Soon enough I'd moved my camera down to the waterline to film the pain I was about to be in. Ice had been on these lakes only a few short days ago - it was not going to be pretty.
The water was incredibly cold. It reinforced to me the danger of beautiful spring days when the water temperatures are still frigid. I had been sticking near shore while on the water, but 'near' varied pretty wildly as I cut across bays, or prioritized the shortest route over the safest. I realized that being relatively near shore might not be good enough if I were to dump into the water, and vowed to take the conditions a bit more seriously.
But it was a beautiful day and I was on a gorgeous site, and the afternoon passed as only days in Algonquin can, with no thoughts of anything but the present. Being back in the park after a very long and cold winter felt like heaven. As the afternoon passed into evening, I saw the first other campers of the trip: two people in a canoe, wearing no life jackets. With my hours-old experience of what the water felt like when submersed in it, I could only shake my head and wish them well.
I did take a few photos, but none of them turned out to be worth sharing. Evening passed into night and I crawled into my tent, exhausted from a day of soaking up vitamin D.
Day 3: Burnt Island to Canoe
I woke up to clear skies and calm weather, and the camera came out in a hurry.
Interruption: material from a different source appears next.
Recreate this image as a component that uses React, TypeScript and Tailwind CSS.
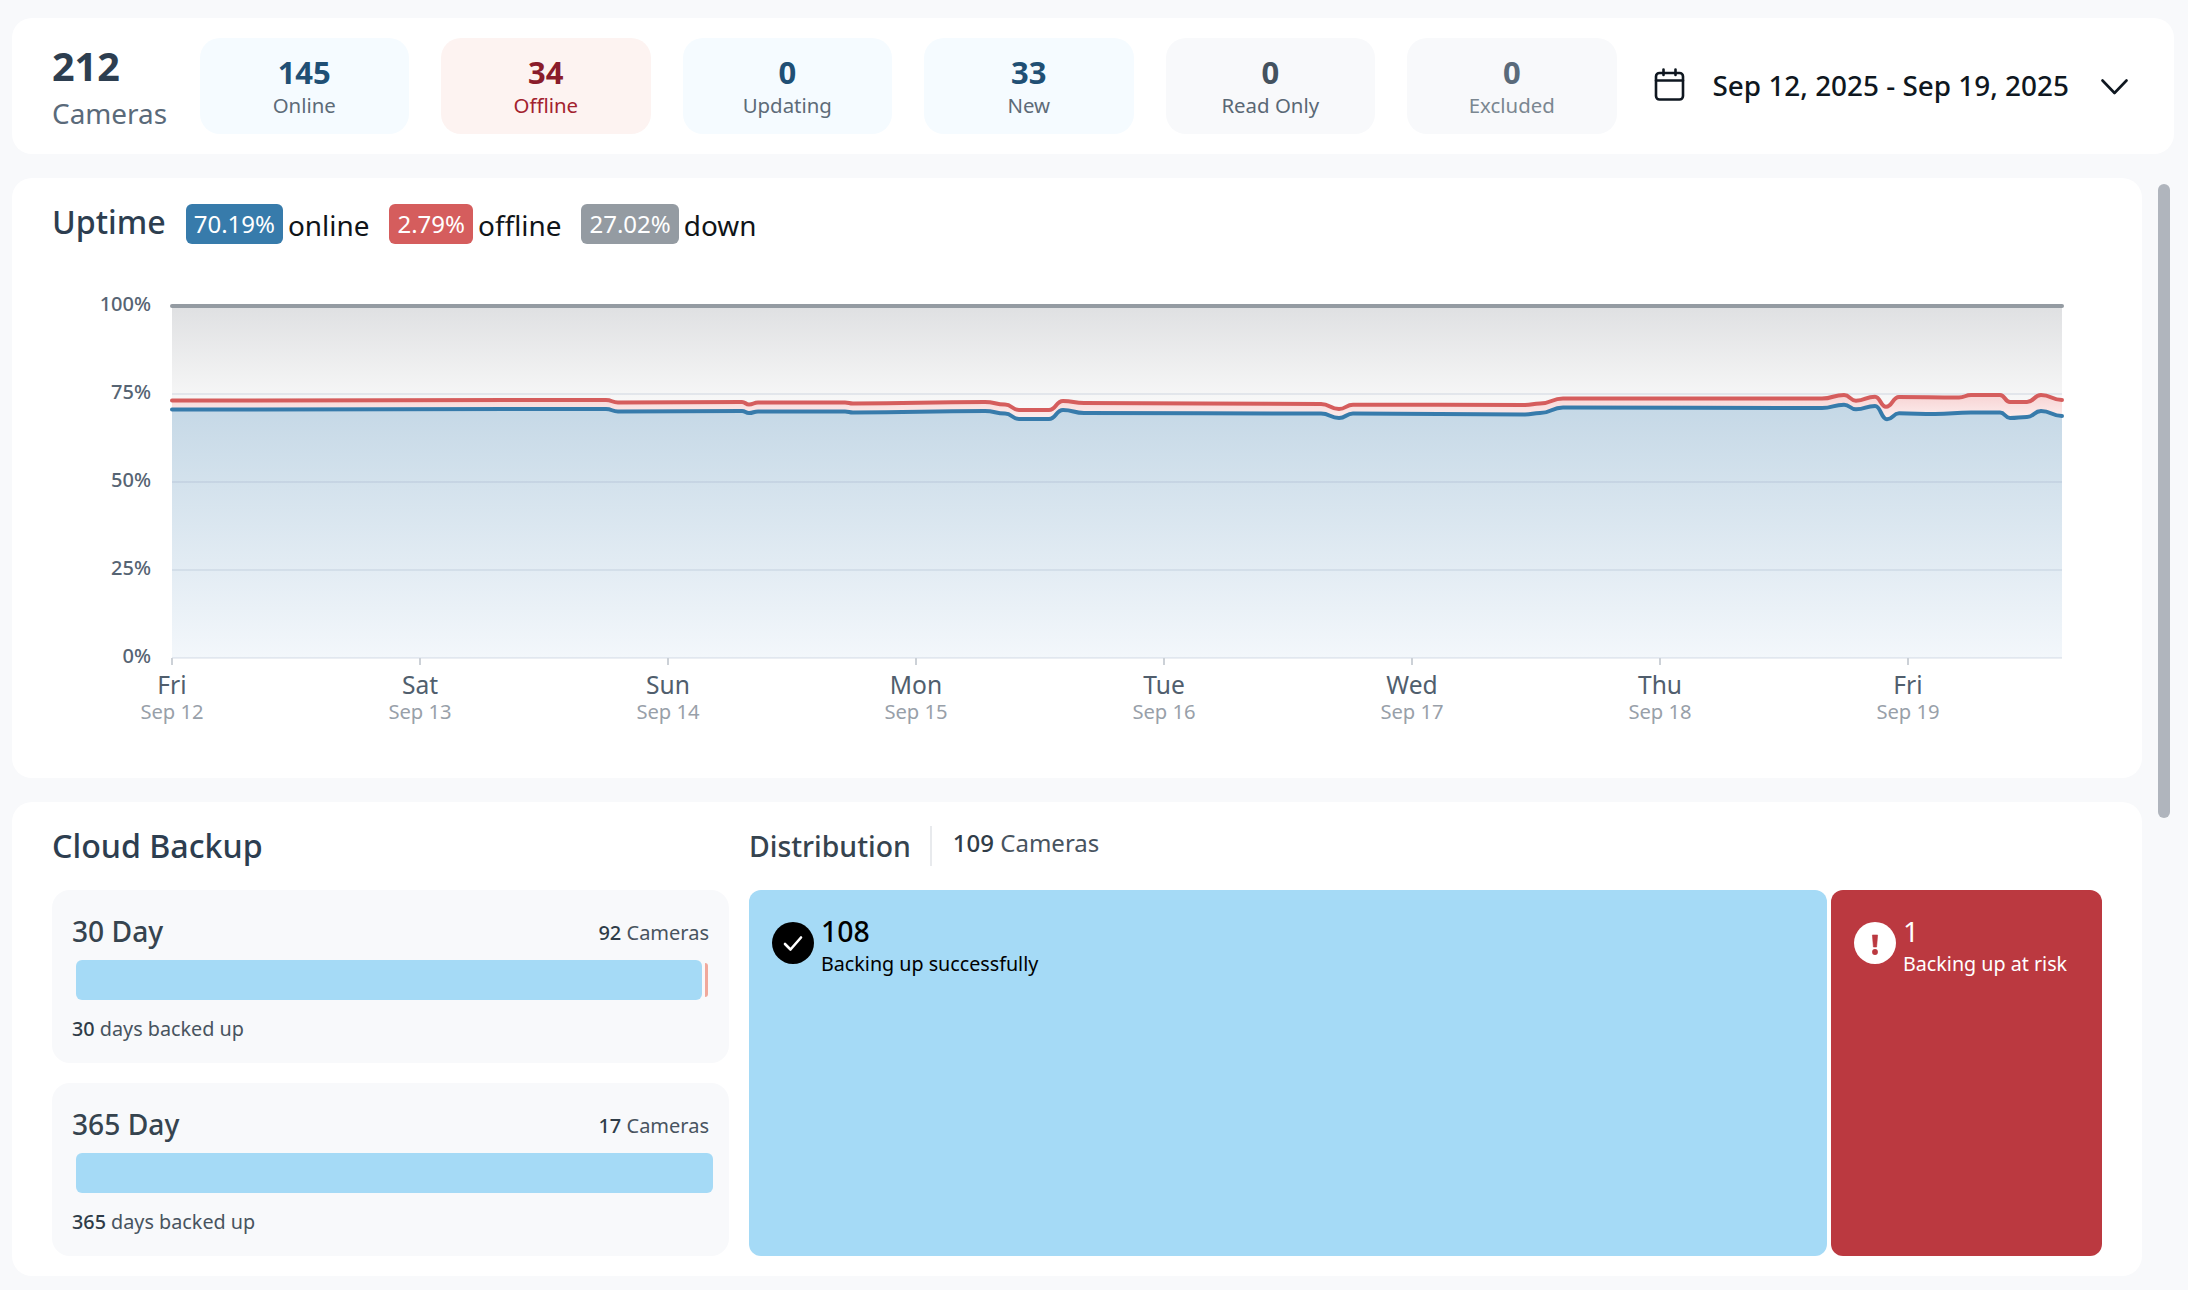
import React from "react";

type P = [number, number];
const RED: P[] = [[172,400.5],[606,400],[618,402.5],[742,402],[749,404.5],[758,402.5],[845,402.5],[853,403.5],[985,402],[1005,404.5],[1019,410],[1049,410],[1063,401],[1084,403],[1321,404],[1339,409],[1353,404.7],[1525,405],[1540,403.5],[1563,398.5],[1822,398.5],[1844,395],[1856,400.7],[1875,396.7],[1886,406.7],[1899,397],[1959,397.5],[1971,395],[2000,395],[2010,402],[2027,402],[2041,395],[2062,400]];
const BLUE: P[] = [[172,409.5],[606,409],[618,411.5],[742,411],[749,413],[758,411.5],[845,411.5],[853,412.5],[985,411],[1005,413.5],[1019,419],[1049,419],[1063,410],[1084,413],[1321,413.5],[1339,418],[1353,413.5],[1525,414.5],[1540,413],[1563,407.5],[1822,408],[1844,404.7],[1856,409.3],[1875,406],[1887,419.3],[1899,413.3],[1935,414],[1971,412.5],[2000,412.5],[2010,418],[2027,417],[2041,411],[2062,416]];

function curve(pts: P[]) {
  let d = "M" + pts[0][0] + " " + pts[0][1];
  for (let i = 1; i < pts.length; i++) {
    const [x0, y0] = pts[i - 1];
    const [x1, y1] = pts[i];
    const m = (x0 + x1) / 2;
    d += " C" + m + " " + y0 + " " + m + " " + y1 + " " + x1 + " " + y1;
  }
  return d;
}

const DAYS = [["Fri","Sep 12"],["Sat","Sep 13"],["Sun","Sep 14"],["Mon","Sep 15"],["Tue","Sep 16"],["Wed","Sep 17"],["Thu","Sep 18"],["Fri","Sep 19"]];
const YS: [string, number][] = [["100%",306],["75%",394],["50%",482],["25%",570],["0%",658]];

function Chart() {
  const red = curve(RED);
  const blue = curve(BLUE);
  return (
    <svg viewBox="52 284 2050 476" className="block w-[2050px] h-[476px]">
      <defs>
        <linearGradient id="g" gradientUnits="userSpaceOnUse" x1="0" y1="306" x2="0" y2="412">
          <stop offset="0" stopColor="#dfe0e2" />
          <stop offset="1" stopColor="#fafafa" />
        </linearGradient>
        <linearGradient id="r" gradientUnits="userSpaceOnUse" x1="0" y1="394" x2="0" y2="420">
          <stop offset="0" stopColor="#f7d2d2" />
          <stop offset="1" stopColor="#fdf0f0" />
        </linearGradient>
        <linearGradient id="b" gradientUnits="userSpaceOnUse" x1="0" y1="405" x2="0" y2="658">
          <stop offset="0" stopColor="#c5d8e6" />
          <stop offset="1" stopColor="#f3f7fb" />
        </linearGradient>
      </defs>
      <rect x="172" y="306" width="1890" height="352" fill="url(#g)" />
      <path d={red + " L2062 658 L172 658 Z"} fill="url(#r)" />
      <path d={blue + " L2062 658 L172 658 Z"} fill="url(#b)" />
      {YS.slice(1).map(([l, y]) => (
        <rect key={l} x="172" y={y - 1} width="1890" height="2" fill="#8296b4" fillOpacity="0.16" />
      ))}
      {YS.map(([l, y]) => (
        <text key={l} x="151" y={y + 5} textAnchor="end" fontSize="20" fontWeight="500" fill="#566473">{l}</text>
      ))}
      <path d="M172 306 L2062 306" stroke="#949ba2" strokeWidth="4" strokeLinecap="round" fill="none" />
      <path d={red} stroke="#d55d5d" strokeWidth="4" strokeLinecap="round" fill="none" />
      <path d={blue} stroke="#377bab" strokeWidth="4" strokeLinecap="round" fill="none" />
      {DAYS.map(([d, s], i) => {
        const x = 172 + 248 * i;
        return (
          <g key={s}>
            <rect x={x - 1} y="658" width="2" height="7" fill="#ccd1d7" />
            <text x={x} y="694" textAnchor="middle" fontSize="24.6" fill="#505e6d">{d}</text>
            <text x={x} y="719" textAnchor="middle" fontSize="20.2" fill="#98a0a9">{s}</text>
          </g>
        );
      })}
    </svg>
  );
}

function Tile({ n, label, bg, nc, lc }: { n: string; label: string; bg: string; nc: string; lc: string }) {
  return (
    <div className={"w-[209.5px] h-24 rounded-[20px] flex flex-col items-center " + bg}>
      <div className={"mt-[13px] h-[42px] leading-[42px] text-[31px] font-bold " + nc}>{n}</div>
      <div className={"h-[28px] leading-[28px] -mt-[2px] text-[20.4px] " + lc}>{label}</div>
    </div>
  );
}

function Chip({ v, label, bg }: { v: string; label: string; bg: string }) {
  return (
    <div className="flex items-center gap-[5px]">
      <span className={"h-10 leading-10 px-2 rounded-md text-white text-[24px] " + bg}>{v}</span>
      <span className="text-[27.9px] leading-10 text-[#101418] mt-[2px]">{label}</span>
    </div>
  );
}

function BackupTile({ title, count, bar, extra, n, unit }: { title: string; count: string; bar: string; extra?: boolean; n: string; unit: string }) {
  return (
    <div className="h-[173px] rounded-[18px] bg-[#f8f9fb] px-5 relative">
      <div className="flex justify-between items-center pt-[12px] h-[70px]">
        <span className="text-[28.2px] font-medium text-[#36444f]">{title}</span>
        <span className="text-[20px] text-[#48545f] mt-[3px]"><span className="font-medium text-[#2f3c48]">{count}</span> Cameras</span>
      </div>
      <div className="ml-1 flex items-center gap-[3px]">
        <div className={"h-10 shrink-0 rounded-md bg-[#a5daf6] " + bar} />
        {extra && <div className="w-[3px] shrink-0 h-[34px] rounded-r-md bg-[#f0a99c]" />}
      </div>
      <div className="mt-[15px] text-[19.8px] leading-[28px] text-[#48545f]"><span className="font-medium text-[#2f3c48]">{n}</span> {unit}</div>
    </div>
  );
}

export default function App() {
  return (
    <div className="w-[2188px] h-[1290px] overflow-hidden bg-[#f8f9fb] pt-[18px] pl-3 font-['Noto_Sans',sans-serif]">
      <div className="w-[2162px] h-[136px] bg-white rounded-[20px] flex items-center pl-10">
        <div className="w-[147.5px] pt-[2px]">
          <div className="text-[39.5px] leading-[50px] font-bold text-[#2d3e50]">212</div>
          <div className="text-[27.9px] leading-[40px] mt-[2px] text-[#5a6a7a]">Cameras</div>
        </div>
        <div className="flex gap-8">
          <Tile n="145" label="Online" bg="bg-[#f5fbff]" nc="text-[#204f74]" lc="text-[#5d6b78]" />
          <Tile n="34" label="Offline" bg="bg-[#fdf3f1]" nc="text-[#8a1c2b]" lc="text-[#a3222e]" />
          <Tile n="0" label="Updating" bg="bg-[#f5fbff]" nc="text-[#204f74]" lc="text-[#5d6b78]" />
          <Tile n="33" label="New" bg="bg-[#f5fbff]" nc="text-[#204f74]" lc="text-[#5d6b78]" />
          <Tile n="0" label="Read Only" bg="bg-[#f8f9fb]" nc="text-[#44525f]" lc="text-[#5a6875]" />
          <Tile n="0" label="Excluded" bg="bg-[#f8f9fb]" nc="text-[#5a6a7a]" lc="text-[#7b8791]" />
        </div>
        <svg viewBox="0 0 30 33" className="ml-[37px] w-[31px] h-[33px] -mt-1 shrink-0" fill="none" stroke="#0f1720" strokeWidth="2.6" strokeLinecap="round">
          <rect x="1.5" y="5" width="27" height="26.5" rx="3.5" />
          <path d="M1.5 12.5H28.5M9 1.5V7M21 1.5V7" />
        </svg>
        <span className="ml-[28px] text-[27.9px] font-medium text-[#0f1720] whitespace-nowrap">Sep 12, 2025 - Sep 19, 2025</span>
        <svg viewBox="0 0 27 16" className="ml-[32px] mt-[2px] w-[27px] h-4 shrink-0" fill="none" stroke="#0f1720" strokeWidth="2.6" strokeLinecap="round" strokeLinejoin="round">
          <path d="M1.5 1.5L13.5 14L25.5 1.5" />
        </svg>
      </div>

      <div className="flex mt-6">
        <div className="w-[2130px] flex flex-col gap-6">
          <div className="h-[600px] bg-white rounded-[20px] px-10 pt-[26px]">
            <div className="flex items-center h-10 gap-[20px]">
              <h2 className="text-[32.2px] leading-10 font-medium text-[#2d3e50] -mt-1">Uptime</h2>
              <Chip v="70.19%" label="online" bg="bg-[#377bab]" />
              <Chip v="2.79%" label="offline" bg="bg-[#d55d5d]" />
              <Chip v="27.02%" label="down" bg="bg-[#949ba2]" />
            </div>
            <div className="mt-[40px]">
              <Chart />
            </div>
          </div>

          <div className="h-[474px] bg-white rounded-[20px] px-10 flex gap-5">
            <div className="w-[677px] shrink-0">
              <h2 className="h-[88px] pt-[24px] text-[32.2px] leading-10 font-medium text-[#2d3e50]">Cloud Backup</h2>
              <div className="flex flex-col gap-5">
                <BackupTile title="30 Day" count="92" bar="w-[626px]" extra n="30" unit="days backed up" />
                <BackupTile title="365 Day" count="17" bar="w-[636.5px]" n="365" unit="days backed up" />
              </div>
            </div>
            <div className="flex-1">
              <div className="h-[88px] flex items-start">
                <h2 className="pt-[24px] text-[28.4px] leading-10 font-medium text-[#36444f]">Distribution</h2>
                <div className="mt-6 ml-[19px] w-[2px] h-10 bg-[#e8eaed]" />
                <div className="pt-[21px] ml-[21px] text-[24px] leading-10 text-[#48545f]"><span className="font-medium text-[#2f3c48]">109</span> Cameras</div>
              </div>
              <div className="h-[366px] flex gap-1">
                <div className="w-[1078px] rounded-[12px] bg-[#a5daf6] flex pt-[23px] pl-[23px] text-black">
                  <svg viewBox="0 0 42 42" className="w-[42px] h-[42px] mt-[9px] shrink-0">
                    <circle cx="21" cy="21" r="21" fill="#000" />
                    <path d="M13 22L18.5 27.5L29 15.5" fill="none" stroke="#fff" strokeWidth="2.6" strokeLinecap="round" strokeLinejoin="round" />
                  </svg>
                  <div className="ml-[7px]">
                    <div className="text-[28.4px] leading-[36px] font-medium">108</div>
                    <div className="text-[19.7px] leading-[28px] mt-[1px]">Backing up successfully</div>
                  </div>
                </div>
                <div className="w-[271px] rounded-[12px] bg-[#bb3940] flex pt-[23px] pl-[23px] text-white">
                  <svg viewBox="0 0 42 42" className="w-[42px] h-[42px] mt-[9px] shrink-0">
                    <circle cx="21" cy="21" r="21" fill="#fff" />
                    <path d="M18.4 13H23.6L22.6 25H19.4Z" fill="#bb3940" stroke="#bb3940" strokeWidth="0.6" strokeLinejoin="round" />
                    <circle cx="21" cy="30" r="2.9" fill="#bb3940" />
                  </svg>
                  <div className="ml-[7px]">
                    <div className="text-[27.9px] leading-[36px]">1</div>
                    <div className="text-[19.7px] leading-[28px] mt-[1px] whitespace-nowrap">Backing up at risk</div>
                  </div>
                </div>
              </div>
            </div>
          </div>
        </div>
        <div className="ml-4 mt-[6px] w-3 h-[634px] rounded-full bg-[#b0b5bd]" />
      </div>
    </div>
  );
}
And while those were the first decent pictures of this trip, they were also the last. The purpose in this trip was to get out and say Hello to Algonquin as soon as the ice cleared, to reconnect with a place whose beauty draws me back year after year. This trip gave me the opportunity to camp on lakes I would normally not stay on, and to do so at a time when I had them to myself. The weather was beautiful, the campsites were amazing, and the swimming was something I'll never forget. I lazed about for a bit that morning, but then started packing up for the trip back to the car. I was in no hurry: not in the packing up, or the paddle out, but all too soon the Canoe Lake Outfitters came into view. I vowed to return as soon as possible, but this trip, a quick 'there and back again' was at an end.